In China we have an old idiom, “a good horse will not turn back to eat the grass behind. There is a problem in it, why shouldn’t it turn back if there is good grass. A good horse eats good grass, so I say the horse that turn back could be a smart one. China’s Internet is open, and it will continue to create favorable investment environment for foreign business, as well as protect their legitimate benefits. China welcome business from all over the world to take a part in China, and we hope that foreign investors respect the public benefit, cultural tradition and laws of China, and take on relevant social responsibilities.
Many of the members of CPPCC can’t live without the Internet, their interests are connected to the Internet, and the above is what I conclude from chatting with them.
9 comments
“We learned from Darwin’s evolution theory that species must adapt to its environment before it achieves evolution, not the other way around.”
nice one, when in Rome…
Not the human specie. Not now. What distinguishes the human specie from other species is that we adapt the environment to suit us, not the other way around.
@Carl
…oppress the population, have a dog and pony show, and rile up the barbarians.

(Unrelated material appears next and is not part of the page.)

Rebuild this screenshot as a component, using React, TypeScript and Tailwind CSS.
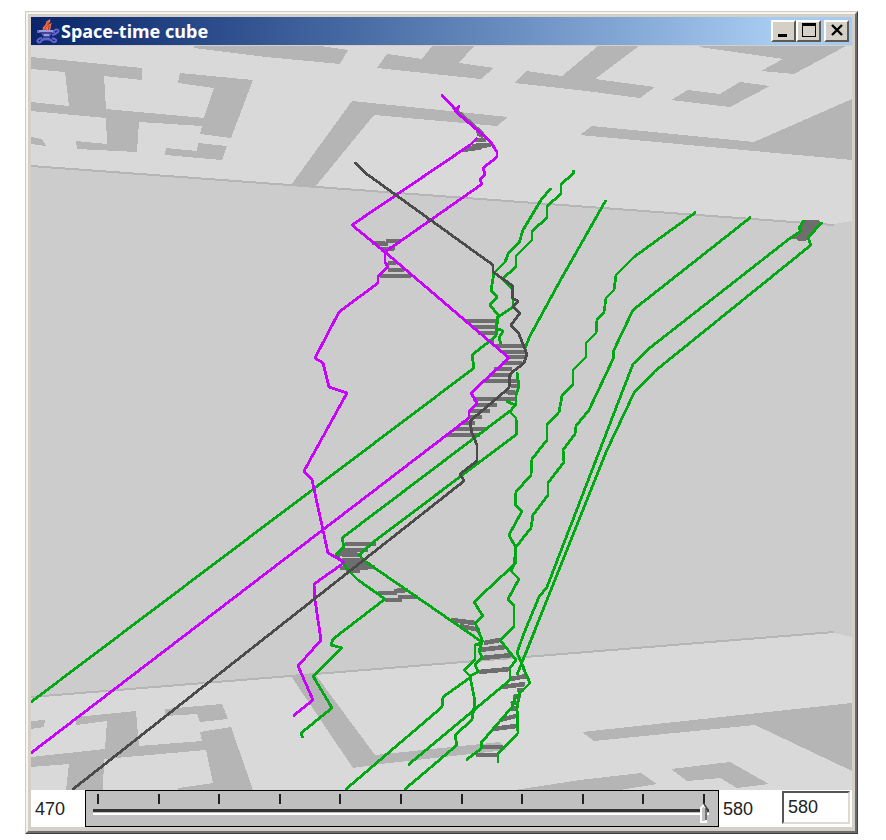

?? care to explain what that was?
“China’s Internet is open”
Yes, thats why VPN services are so popular.
He totally misused that phrase. Those aspiring horses never yield to the temptations of the “harmony” grasses.
I am more interested in hearing what a grass mud horse is supposed to do. I also suspect Zhao Qizheng is forgetting that a good horse is well inclined to eat bad grass if it can’t get anything better. Bad grass plentiful provided by the CCP and China in this case.
What does a mud grass horse do? Does it turn back?